La mécanique s’exprime par une formule limpide :
- Valeur d’Entreprise = Agrégat financier x Multiple de marché
Ce multiple de cinq ne sort pas d’un chapeau. Il s’inspire de transactions récentes, de références sectorielles ou de pratiques ancrées chez les professionnels. La méthode des comparables domine : on scrute les opérations sur des entreprises similaires, on analyse les prix, puis on extrait un multiple « moyen », que l’on applique, parfois à tort, comme une recette universelle.
Le choix de l’indicateur financier n’est jamais anodin. Résultat net, EBITDA, EBE, voire chiffre d’affaires : chaque chiffre éclaire un aspect différent de la rentabilité ou de la solidité de l’entreprise. La valeur d’entreprise issue de ce calcul n’est qu’un point de départ. Elle demande des ajustements : dettes, trésorerie, investissements en cours. Ce fameux multiple de cinq doit rester une base de réflexion, jamais une vérité gravée dans le marbre.

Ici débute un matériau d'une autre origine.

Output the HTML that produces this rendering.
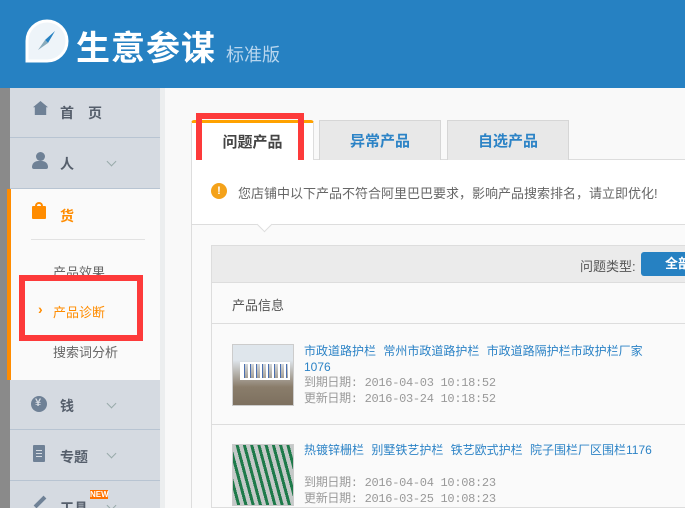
<!DOCTYPE html>
<html><head><meta charset="utf-8"><style>
*{margin:0;padding:0;box-sizing:border-box}
html,body{width:685px;height:508px;overflow:hidden}
body{position:relative;background:#f9f9f9;font-family:"Liberation Sans","Noto Sans CJK SC",sans-serif;font-size:12px;color:#555}
.a{position:absolute}
.hdr{left:0;top:0;width:685px;height:88px;background:#2681c2}
.strip{left:0;top:88px;width:10px;height:420px;background:#8a8a8a}
.sb{left:10px;top:88px;width:150px;height:420px;background:#d5dae1}
.row{position:absolute;left:10px;width:150px;border-bottom:1px solid #b8c4d2}
.lbl{position:absolute;font-size:14px;font-weight:bold;color:#555e6b}
.chev{position:absolute;width:7px;height:7px;border-right:1px solid #9aa;border-bottom:1px solid #9aa;transform:rotate(45deg)}
.ico{position:absolute;background:#6f8196}
.tab{position:absolute;top:120px;height:40px;background:#e8e8e8;border:1px solid #d6d6d6;border-bottom:none;font-size:15px;font-weight:bold;color:#2c83c6;text-align:center;line-height:42px}
.red{position:absolute;border:6px solid #fd3a3a}
.lnk{color:#2c83c6;font-size:12px;white-space:nowrap}
.dt{color:#999;font-family:"Liberation Mono","Noto Sans CJK SC",monospace;font-size:12px;letter-spacing:-0.3px;white-space:nowrap}
</style></head><body>
<div class="a hdr"></div>
<svg class="a" style="left:24px;top:18px" width="46" height="46" viewBox="0 0 46 46"><path d="M3 43 V23 A20 20 0 1 1 23 43 Z" fill="#eef4f9" stroke="#fff" stroke-width="3"/><path d="M31 13 L24 25 L21 22 Z" fill="#2681c2"/><path d="M14 32 L21 22 L24 25 Z" fill="#8ab"/></svg>
<div class="a" style="left:76px;top:21px;font-size:34px;font-weight:bold;color:#fff;letter-spacing:1px">生意参谋</div>
<div class="a" style="left:226px;top:41px;font-size:18px;color:#b8d6ee">标准版</div>
<div class="a strip"></div>
<div class="a sb"></div>
<div class="a" style="left:160px;top:88px;width:5px;height:420px;background:#eceeef"></div>
<div class="row" style="top:88px;height:50px"></div>
<div class="ico" style="left:33px;top:101px;width:15px;height:14px;clip-path:polygon(50% 0,100% 45%,88% 45%,88% 100%,12% 100%,12% 45%,0 45%)"></div>
<div class="lbl" style="left:60px;top:103px;letter-spacing:14px">首页</div>
<div class="row" style="top:138px;height:51px"></div>
<div class="ico" style="left:36px;top:152px;width:9px;height:9px;border-radius:50%"></div>
<div class="ico" style="left:32px;top:161px;width:16px;height:8px;border-radius:6px 6px 2px 2px"></div>
<div class="lbl" style="left:60px;top:154px">人</div><div class="chev" style="left:108px;top:158px"></div>
<div class="a" style="left:10px;top:189px;width:150px;height:191px;background:#fafafa"></div>
<div class="a" style="left:7px;top:189px;width:4px;height:191px;background:#ff8c00"></div>
<div class="a" style="left:32px;top:206px;width:14px;height:13px;background:#ff8c00;border-radius:1px"></div>
<div class="a" style="left:35px;top:202px;width:8px;height:7px;border:2px solid #ff8c00;border-bottom:none;border-radius:4px 4px 0 0"></div>
<div class="lbl" style="left:60px;top:206px;color:#ff8c00">货</div>
<div class="a" style="left:31px;top:239px;width:114px;height:1px;background:#e2e2e2"></div>
<div class="a" style="left:53px;top:262px;font-size:13px;color:#666">产品效果</div>
<div class="a" style="left:38px;top:301px;font-size:14px;color:#ff8c00;font-weight:bold">›</div>
<div class="a" style="left:53px;top:302px;font-size:13px;color:#ff8c00">产品诊断</div>
<div class="a" style="left:53px;top:342px;font-size:13px;color:#666">搜索词分析</div>
<div class="red" style="left:19px;top:275px;width:124px;height:66px"></div>
<div class="row" style="top:380px;height:50px"></div>
<div class="ico" style="left:31px;top:396px;width:16px;height:16px;border-radius:50%"></div>
<div class="a" style="left:35px;top:397px;font-size:11px;color:#d5dae1;font-weight:bold">¥</div>
<div class="lbl" style="left:60px;top:396px">钱</div><div class="chev" style="left:108px;top:400px"></div>
<div class="row" style="top:430px;height:51px"></div>
<div class="ico" style="left:33px;top:445px;width:12px;height:17px;border-radius:1px"></div>
<div class="a" style="left:36px;top:450px;width:6px;height:7px;border-top:1px solid #d5dae1;border-bottom:1px solid #d5dae1"></div>
<div class="a" style="left:36px;top:453px;width:6px;height:1px;background:#d5dae1"></div>
<div class="lbl" style="left:60px;top:447px">专题</div><div class="chev" style="left:108px;top:450px"></div>
<div class="ico" style="left:33px;top:500px;width:14px;height:4px;transform:rotate(-45deg)"></div>
<div class="lbl" style="left:60px;top:498px">工具</div><div class="chev" style="left:108px;top:502px"></div>
<div class="a" style="left:90px;top:490px;width:18px;height:9px;background:#ff7300;color:#fff;font-size:8px;font-weight:bold;line-height:9px;text-align:center">NEW</div>
<div class="a" style="left:191px;top:159px;width:494px;height:349px;border-left:1px solid #ddd;border-top:1px solid #ddd;background:#fafafa"></div>
<div class="a" style="left:191px;top:120px;width:123px;height:41px;background:#fff;border:1px solid #ddd;border-top:3px solid #ffa200;border-bottom:none;border-radius:3px 3px 0 0;font-size:15px;font-weight:bold;color:#444;text-align:center;line-height:40px">问题产品</div>
<div class="tab" style="left:319px;width:122px">异常产品</div>
<div class="tab" style="left:447px;width:122px">自选产品</div>
<div class="red" style="left:196px;top:113px;width:108px;height:58px"></div>
<div class="a" style="left:192px;top:160px;width:493px;height:65px;background:#fff;border-bottom:1px solid #ddd"></div>
<div class="a" style="left:211px;top:183px;width:16px;height:16px;border-radius:50%;background:#f4a21a;color:#fff;font-size:11px;font-weight:bold;text-align:center;line-height:16px">!</div>
<div class="a" style="left:238px;top:183px;font-size:13px;color:#666;white-space:nowrap">您店铺中以下产品不符合阿里巴巴要求，影响产品搜索排名，请立即优化!</div>
<div class="a" style="left:259px;top:219px;width:11px;height:11px;background:#fff;border-right:1px solid #ddd;border-bottom:1px solid #ddd;transform:rotate(45deg)"></div>
<div class="a" style="left:211px;top:245px;width:474px;height:263px;border:1px solid #ddd;border-right:none;background:#fafafa"></div>
<div class="a" style="left:212px;top:246px;width:473px;height:37px;background:#ebebeb;border-bottom:1px solid #ddd"></div>
<div class="a" style="left:580px;top:256px;font-size:13px;color:#555">问题类型:</div>
<div class="a" style="left:641px;top:252px;width:60px;height:24px;background:#2681c2;border-radius:3px;color:#fff;font-size:13px;font-weight:bold;line-height:24px;padding-left:24px;white-space:nowrap">全部</div>
<div class="a" style="left:232px;top:295px;font-size:13px;color:#555">产品信息</div>
<div class="a" style="left:212px;top:323px;width:473px;height:1px;background:#ddd"></div>
<div class="a" style="left:232px;top:344px;width:62px;height:62px;background:linear-gradient(#dfe6ec 0,#dfe6ec 25%,#8a7d6b 70%,#7d705f 100%);border:1px solid #ccc"></div>
<div class="a" style="left:240px;top:362px;width:50px;height:18px;border:2px solid #fff;background:repeating-linear-gradient(90deg,#fff 0 2px,#4a6fb0 2px 3px,transparent 3px 6px)"></div>
<div class="a lnk" style="left:304px;top:343px;line-height:16px;word-spacing:4px">市政道路护栏 常州市政道路护栏 市政道路隔护栏市政护栏厂家<br>1076</div>
<div class="a dt" style="left:304px;top:375px;line-height:16px">到期日期: 2016-04-03 10:18:52<br>更新日期: 2016-03-24 10:18:52</div>
<div class="a" style="left:212px;top:424px;width:473px;height:1px;background:#ddd"></div>
<div class="a" style="left:232px;top:444px;width:62px;height:62px;background:repeating-linear-gradient(75deg,#c4c9c8 0 4px,#1e7a4a 4px 7px);border:1px solid #ccc"></div>
<div class="a lnk" style="left:304px;top:442px;line-height:16px;word-spacing:4px">热镀锌栅栏 别墅铁艺护栏 铁艺欧式护栏 院子围栏厂区围栏1176</div>
<div class="a dt" style="left:304px;top:475px;line-height:16px">到期日期: 2016-04-04 10:08:23<br>更新日期: 2016-03-25 10:08:23</div>
</body></html>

Pourquoi ce multiple de cinq suscite-t-il autant de débats ?
Le chiffre cinq, si rond, déclenche des discussions sans fin dans les comités d’investissement. Car derrière cette apparente évidence, tout se complique : chaque secteur, chaque opération, chaque contexte d’entreprise impose ses propres règles du jeu. Le multiple de cinq s’invite parfois comme un réflexe, mais il divise. Il escamote la diversité des secteurs d’activité, la taille de l’entreprise, la zone géographique, ou encore la structure financière du dossier.

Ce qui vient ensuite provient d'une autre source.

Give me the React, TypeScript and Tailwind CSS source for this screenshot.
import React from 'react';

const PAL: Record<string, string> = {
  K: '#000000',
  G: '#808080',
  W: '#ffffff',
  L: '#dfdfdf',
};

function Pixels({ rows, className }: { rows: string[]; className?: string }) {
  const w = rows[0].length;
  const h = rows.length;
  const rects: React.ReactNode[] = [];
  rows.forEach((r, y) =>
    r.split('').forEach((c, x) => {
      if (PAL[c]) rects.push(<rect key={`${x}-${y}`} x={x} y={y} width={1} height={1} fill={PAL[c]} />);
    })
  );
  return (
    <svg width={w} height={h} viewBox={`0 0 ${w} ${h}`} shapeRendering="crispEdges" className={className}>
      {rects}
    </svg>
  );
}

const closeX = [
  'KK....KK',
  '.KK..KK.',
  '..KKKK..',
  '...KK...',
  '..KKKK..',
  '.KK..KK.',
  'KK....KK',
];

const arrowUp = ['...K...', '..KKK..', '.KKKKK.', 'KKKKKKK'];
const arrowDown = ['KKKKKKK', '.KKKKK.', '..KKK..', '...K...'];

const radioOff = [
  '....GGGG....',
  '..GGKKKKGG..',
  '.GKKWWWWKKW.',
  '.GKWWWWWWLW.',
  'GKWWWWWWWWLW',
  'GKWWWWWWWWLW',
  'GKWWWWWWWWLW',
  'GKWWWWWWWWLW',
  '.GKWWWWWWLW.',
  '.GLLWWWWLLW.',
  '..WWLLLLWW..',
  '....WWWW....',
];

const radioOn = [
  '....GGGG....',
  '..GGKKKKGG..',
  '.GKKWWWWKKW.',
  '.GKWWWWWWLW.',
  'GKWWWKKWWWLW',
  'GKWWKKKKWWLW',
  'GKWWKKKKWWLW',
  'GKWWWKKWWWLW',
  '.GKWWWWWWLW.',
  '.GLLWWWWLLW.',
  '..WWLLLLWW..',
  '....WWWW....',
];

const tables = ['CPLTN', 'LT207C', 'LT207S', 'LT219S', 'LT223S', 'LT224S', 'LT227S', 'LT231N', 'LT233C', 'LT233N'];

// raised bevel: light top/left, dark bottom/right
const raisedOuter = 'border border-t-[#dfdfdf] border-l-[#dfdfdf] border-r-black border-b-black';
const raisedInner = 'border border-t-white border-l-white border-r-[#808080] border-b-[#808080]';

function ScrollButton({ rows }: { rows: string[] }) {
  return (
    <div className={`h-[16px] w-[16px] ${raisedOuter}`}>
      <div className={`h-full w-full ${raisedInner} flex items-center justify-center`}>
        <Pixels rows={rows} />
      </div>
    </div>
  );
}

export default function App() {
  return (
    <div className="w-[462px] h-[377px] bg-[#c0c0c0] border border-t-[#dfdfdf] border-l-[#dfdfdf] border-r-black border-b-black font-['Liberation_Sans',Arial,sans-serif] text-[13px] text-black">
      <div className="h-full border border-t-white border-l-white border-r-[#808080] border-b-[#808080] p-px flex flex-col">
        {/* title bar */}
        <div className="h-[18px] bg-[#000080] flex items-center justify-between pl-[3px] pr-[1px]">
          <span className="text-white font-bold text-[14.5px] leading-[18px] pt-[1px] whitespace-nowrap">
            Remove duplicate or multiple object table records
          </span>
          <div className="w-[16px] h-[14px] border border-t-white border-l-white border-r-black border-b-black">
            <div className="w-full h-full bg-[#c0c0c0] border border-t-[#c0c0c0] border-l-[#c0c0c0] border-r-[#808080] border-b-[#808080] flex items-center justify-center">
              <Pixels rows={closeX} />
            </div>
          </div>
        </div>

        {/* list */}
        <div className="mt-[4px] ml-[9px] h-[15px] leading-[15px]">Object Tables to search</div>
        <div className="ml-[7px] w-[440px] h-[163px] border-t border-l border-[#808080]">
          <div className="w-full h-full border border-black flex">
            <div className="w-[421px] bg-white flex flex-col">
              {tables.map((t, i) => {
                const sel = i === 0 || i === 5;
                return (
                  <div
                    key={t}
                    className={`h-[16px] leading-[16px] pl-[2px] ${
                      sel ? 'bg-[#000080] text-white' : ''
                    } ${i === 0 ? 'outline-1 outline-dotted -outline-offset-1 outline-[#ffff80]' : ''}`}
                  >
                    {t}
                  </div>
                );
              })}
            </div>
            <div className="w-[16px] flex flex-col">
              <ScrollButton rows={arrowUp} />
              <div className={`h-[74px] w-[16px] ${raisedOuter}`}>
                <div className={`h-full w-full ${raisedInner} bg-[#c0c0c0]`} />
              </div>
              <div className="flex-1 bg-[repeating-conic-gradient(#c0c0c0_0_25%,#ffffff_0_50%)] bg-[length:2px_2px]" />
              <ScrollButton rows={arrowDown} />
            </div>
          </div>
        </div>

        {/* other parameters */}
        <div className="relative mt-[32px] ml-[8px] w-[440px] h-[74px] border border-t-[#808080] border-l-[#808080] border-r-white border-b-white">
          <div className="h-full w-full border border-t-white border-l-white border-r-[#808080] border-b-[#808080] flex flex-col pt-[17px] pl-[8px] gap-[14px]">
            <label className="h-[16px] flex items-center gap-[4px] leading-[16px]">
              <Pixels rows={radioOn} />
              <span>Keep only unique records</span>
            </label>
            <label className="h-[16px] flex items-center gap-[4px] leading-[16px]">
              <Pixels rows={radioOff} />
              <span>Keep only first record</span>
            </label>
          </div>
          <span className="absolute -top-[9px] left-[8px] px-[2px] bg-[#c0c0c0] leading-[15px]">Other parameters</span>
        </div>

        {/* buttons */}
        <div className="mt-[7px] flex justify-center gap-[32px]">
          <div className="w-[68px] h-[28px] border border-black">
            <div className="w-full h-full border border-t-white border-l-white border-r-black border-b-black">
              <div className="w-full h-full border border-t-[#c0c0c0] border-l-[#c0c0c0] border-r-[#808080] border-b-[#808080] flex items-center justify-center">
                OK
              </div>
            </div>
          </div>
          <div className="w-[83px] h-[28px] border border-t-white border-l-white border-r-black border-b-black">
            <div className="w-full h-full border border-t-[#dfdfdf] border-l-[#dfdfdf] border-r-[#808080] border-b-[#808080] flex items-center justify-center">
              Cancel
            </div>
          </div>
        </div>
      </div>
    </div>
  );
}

Comparer avec des transactions récentes ne suffit pas à rendre compte de la réalité. Les fameuses entreprises comparables, qui servent de points de repère, s’avèrent rarement parfaitement alignées. Maturité du business model, croissance, exposition au risque : l’écart peut être considérable. Une industrie alimentaire bien assise ne s’évalue pas comme une start-up technologique en pleine accélération. La zone géographique joue, la position concurrentielle aussi, tout comme le caractère rare ou recherché du savoir-faire.
Le rapport de force acheteur/vendeur pèse lourd dans la balance. Une cible très courtisée peut voir sa valorisation grimper bien au-delà du quintuple. À l’inverse, une activité risquée ou cyclique verra son multiple s’éroder. Sur le terrain, chaque transaction d’entreprise s’inscrit dans une négociation, non dans une simple application de formule. La valorisation se construit, se discute, s’ajuste. Elle reflète un marché, une conjoncture, un équilibre parfois fragile entre les espoirs du cédant et les exigences du repreneur.

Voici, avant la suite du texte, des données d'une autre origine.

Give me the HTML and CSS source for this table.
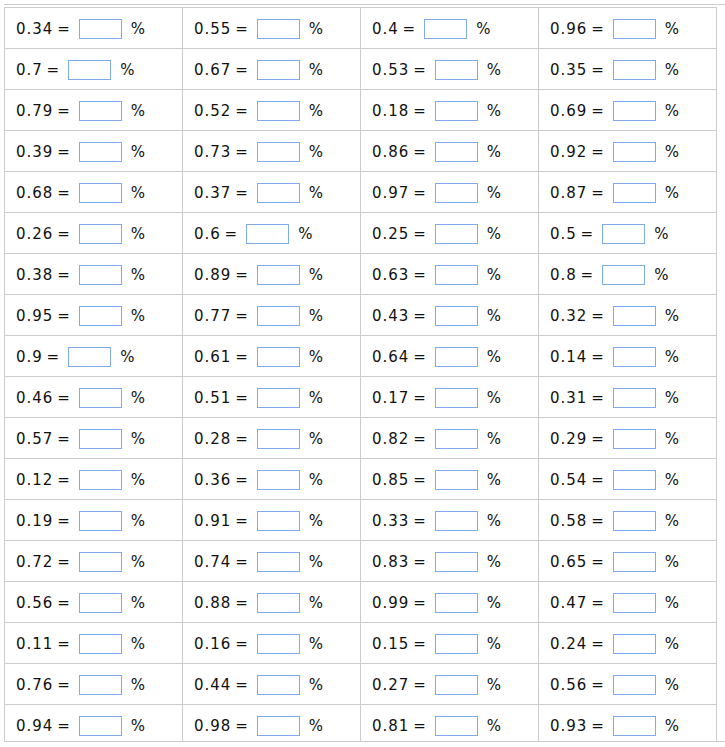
FILE: index.html
```html
<!DOCTYPE html>
<html>
<head>
<meta charset="utf-8">
<link rel="stylesheet" href="styles.css">
</head>
<body>
<div class="frame">
<table class="sheet">
<tbody>
<tr><td><span class="q">0.34 =</span><input class="ans"><span class="pct">%</span></td><td><span class="q">0.55 =</span><input class="ans"><span class="pct">%</span></td><td><span class="q">0.4 =</span><input class="ans"><span class="pct">%</span></td><td><span class="q">0.96 =</span><input class="ans"><span class="pct">%</span></td></tr>
<tr><td><span class="q">0.7 =</span><input class="ans"><span class="pct">%</span></td><td><span class="q">0.67 =</span><input class="ans"><span class="pct">%</span></td><td><span class="q">0.53 =</span><input class="ans"><span class="pct">%</span></td><td><span class="q">0.35 =</span><input class="ans"><span class="pct">%</span></td></tr>
<tr><td><span class="q">0.79 =</span><input class="ans"><span class="pct">%</span></td><td><span class="q">0.52 =</span><input class="ans"><span class="pct">%</span></td><td><span class="q">0.18 =</span><input class="ans"><span class="pct">%</span></td><td><span class="q">0.69 =</span><input class="ans"><span class="pct">%</span></td></tr>
<tr><td><span class="q">0.39 =</span><input class="ans"><span class="pct">%</span></td><td><span class="q">0.73 =</span><input class="ans"><span class="pct">%</span></td><td><span class="q">0.86 =</span><input class="ans"><span class="pct">%</span></td><td><span class="q">0.92 =</span><input class="ans"><span class="pct">%</span></td></tr>
<tr><td><span class="q">0.68 =</span><input class="ans"><span class="pct">%</span></td><td><span class="q">0.37 =</span><input class="ans"><span class="pct">%</span></td><td><span class="q">0.97 =</span><input class="ans"><span class="pct">%</span></td><td><span class="q">0.87 =</span><input class="ans"><span class="pct">%</span></td></tr>
<tr><td><span class="q">0.26 =</span><input class="ans"><span class="pct">%</span></td><td><span class="q">0.6 =</span><input class="ans"><span class="pct">%</span></td><td><span class="q">0.25 =</span><input class="ans"><span class="pct">%</span></td><td><span class="q">0.5 =</span><input class="ans"><span class="pct">%</span></td></tr>
<tr><td><span class="q">0.38 =</span><input class="ans"><span class="pct">%</span></td><td><span class="q">0.89 =</span><input class="ans"><span class="pct">%</span></td><td><span class="q">0.63 =</span><input class="ans"><span class="pct">%</span></td><td><span class="q">0.8 =</span><input class="ans"><span class="pct">%</span></td></tr>
<tr><td><span class="q">0.95 =</span><input class="ans"><span class="pct">%</span></td><td><span class="q">0.77 =</span><input class="ans"><span class="pct">%</span></td><td><span class="q">0.43 =</span><input class="ans"><span class="pct">%</span></td><td><span class="q">0.32 =</span><input class="ans"><span class="pct">%</span></td></tr>
<tr><td><span class="q">0.9 =</span><input class="ans"><span class="pct">%</span></td><td><span class="q">0.61 =</span><input class="ans"><span class="pct">%</span></td><td><span class="q">0.64 =</span><input class="ans"><span class="pct">%</span></td><td><span class="q">0.14 =</span><input class="ans"><span class="pct">%</span></td></tr>
<tr><td><span class="q">0.46 =</span><input class="ans"><span class="pct">%</span></td><td><span class="q">0.51 =</span><input class="ans"><span class="pct">%</span></td><td><span class="q">0.17 =</span><input class="ans"><span class="pct">%</span></td><td><span class="q">0.31 =</span><input class="ans"><span class="pct">%</span></td></tr>
<tr><td><span class="q">0.57 =</span><input class="ans"><span class="pct">%</span></td><td><span class="q">0.28 =</span><input class="ans"><span class="pct">%</span></td><td><span class="q">0.82 =</span><input class="ans"><span class="pct">%</span></td><td><span class="q">0.29 =</span><input class="ans"><span class="pct">%</span></td></tr>
<tr><td><span class="q">0.12 =</span><input class="ans"><span class="pct">%</span></td><td><span class="q">0.36 =</span><input class="ans"><span class="pct">%</span></td><td><span class="q">0.85 =</span><input class="ans"><span class="pct">%</span></td><td><span class="q">0.54 =</span><input class="ans"><span class="pct">%</span></td></tr>
<tr><td><span class="q">0.19 =</span><input class="ans"><span class="pct">%</span></td><td><span class="q">0.91 =</span><input class="ans"><span class="pct">%</span></td><td><span class="q">0.33 =</span><input class="ans"><span class="pct">%</span></td><td><span class="q">0.58 =</span><input class="ans"><span class="pct">%</span></td></tr>
<tr><td><span class="q">0.72 =</span><input class="ans"><span class="pct">%</span></td><td><span class="q">0.74 =</span><input class="ans"><span class="pct">%</span></td><td><span class="q">0.83 =</span><input class="ans"><span class="pct">%</span></td><td><span class="q">0.65 =</span><input class="ans"><span class="pct">%</span></td></tr>
<tr><td><span class="q">0.56 =</span><input class="ans"><span class="pct">%</span></td><td><span class="q">0.88 =</span><input class="ans"><span class="pct">%</span></td><td><span class="q">0.99 =</span><input class="ans"><span class="pct">%</span></td><td><span class="q">0.47 =</span><input class="ans"><span class="pct">%</span></td></tr>
<tr><td><span class="q">0.11 =</span><input class="ans"><span class="pct">%</span></td><td><span class="q">0.16 =</span><input class="ans"><span class="pct">%</span></td><td><span class="q">0.15 =</span><input class="ans"><span class="pct">%</span></td><td><span class="q">0.24 =</span><input class="ans"><span class="pct">%</span></td></tr>
<tr><td><span class="q">0.76 =</span><input class="ans"><span class="pct">%</span></td><td><span class="q">0.44 =</span><input class="ans"><span class="pct">%</span></td><td><span class="q">0.27 =</span><input class="ans"><span class="pct">%</span></td><td><span class="q">0.56 =</span><input class="ans"><span class="pct">%</span></td></tr>
<tr><td><span class="q">0.94 =</span><input class="ans"><span class="pct">%</span></td><td><span class="q">0.98 =</span><input class="ans"><span class="pct">%</span></td><td><span class="q">0.81 =</span><input class="ans"><span class="pct">%</span></td><td><span class="q">0.93 =</span><input class="ans"><span class="pct">%</span></td></tr>
</tbody>
</table>
</div>
</body>
</html>
```

FILE: styles.css
```css
html, body {
  margin: 0;
  padding: 0;
  background: #fff;
  overflow: hidden;
}
body {
  font-family: "DejaVu Sans", Verdana, sans-serif;
  font-size: 15px;
  color: #111;
}
.frame {
  margin: 4px 0 0 4px;
  width: 721px;
  height: 734px;
  border-top: 1px solid #cccccc;
  border-bottom: 1px solid #cccccc;
  padding-top: 2px;
  overflow: hidden;
  box-sizing: content-box;
}
.sheet {
  border-collapse: collapse;
  table-layout: fixed;
  width: 713px;
}
.sheet td {
  width: 178px;
  height: 41px;
  padding: 1px 0 0 11px;
  border: 1px solid #cccccc;
  white-space: nowrap;
  vertical-align: middle;
  box-sizing: border-box;
}
.q {
  letter-spacing: 1px;
  word-spacing: -2px;
}
.ans {
  display: inline-block;
  width: 43px;
  height: 20px;
  box-sizing: border-box;
  margin: 0 9px 0 8px;
  padding: 0;
  border: 1px solid #7eaaf0;
  background: #fff;
  vertical-align: middle;
  font-size: 13px;
}
.pct {
  letter-spacing: 1px;
}
```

Les situations où la règle du quintuple s’applique (et ses limites à connaître)
On croise souvent la règle du quintuple dans les discussions sur la valorisation PME, surtout pour les entreprises stables, rentables, avec des revenus récurrents et une comptabilité sans zone d’ombre. Cette méthode des multiples prend tout son sens quand le marché offre des repères fiables, grâce à des transactions observables sur des plateformes comme Finthesis ou Dealsuite.
Voici les profils d’entreprises où ce multiple trouve généralement sa place :
- PME de services affichant une rentabilité solide
- Activités industrielles matures, peu sensibles aux aléas économiques
- Réseaux de distribution nécessitant peu d’investissements lourds
Dans ces cas-là, la méthode comparative fonctionne. Les experts-comptables s’appuient sur des grilles sectorielles ou des bases de données de transactions récentes pour étayer leur analyse.
Mais dès qu’on sort de ce schéma, entreprise en forte croissance, innovation, incertitudes sur la rentabilité à venir, le multiple de cinq perd de sa pertinence.
Pour les startups et sociétés innovantes, mieux vaut se tourner vers la méthode DCF (Discounted Cash-Flows), qui projette les flux de trésorerie futurs et prend en compte une prime de risque propre au secteur. Les holdings, foncières, ou sociétés à forte dimension patrimoniale doivent privilégier la méthode patrimoniale, fondée sur la valorisation de l’actif net ajusté.
Il devient alors indispensable d’analyser le business plan, la projection des flux de trésorerie, les synergies réalisables ou la structure des dettes. Le multiple de cinq sert de repère, pas de vérité universelle. S’en contenter, c’est prendre le risque d’ignorer ce qui fait la singularité de chaque entreprise.
Face à la tentation du raccourci, la valorisation d’entreprise garde sa part d’interprétation, de discussion, et parfois d’imprévisible. Derrière chaque chiffre, il y a toujours une histoire à raconter, et souvent, un jeu d’équilibres à (ré)inventer.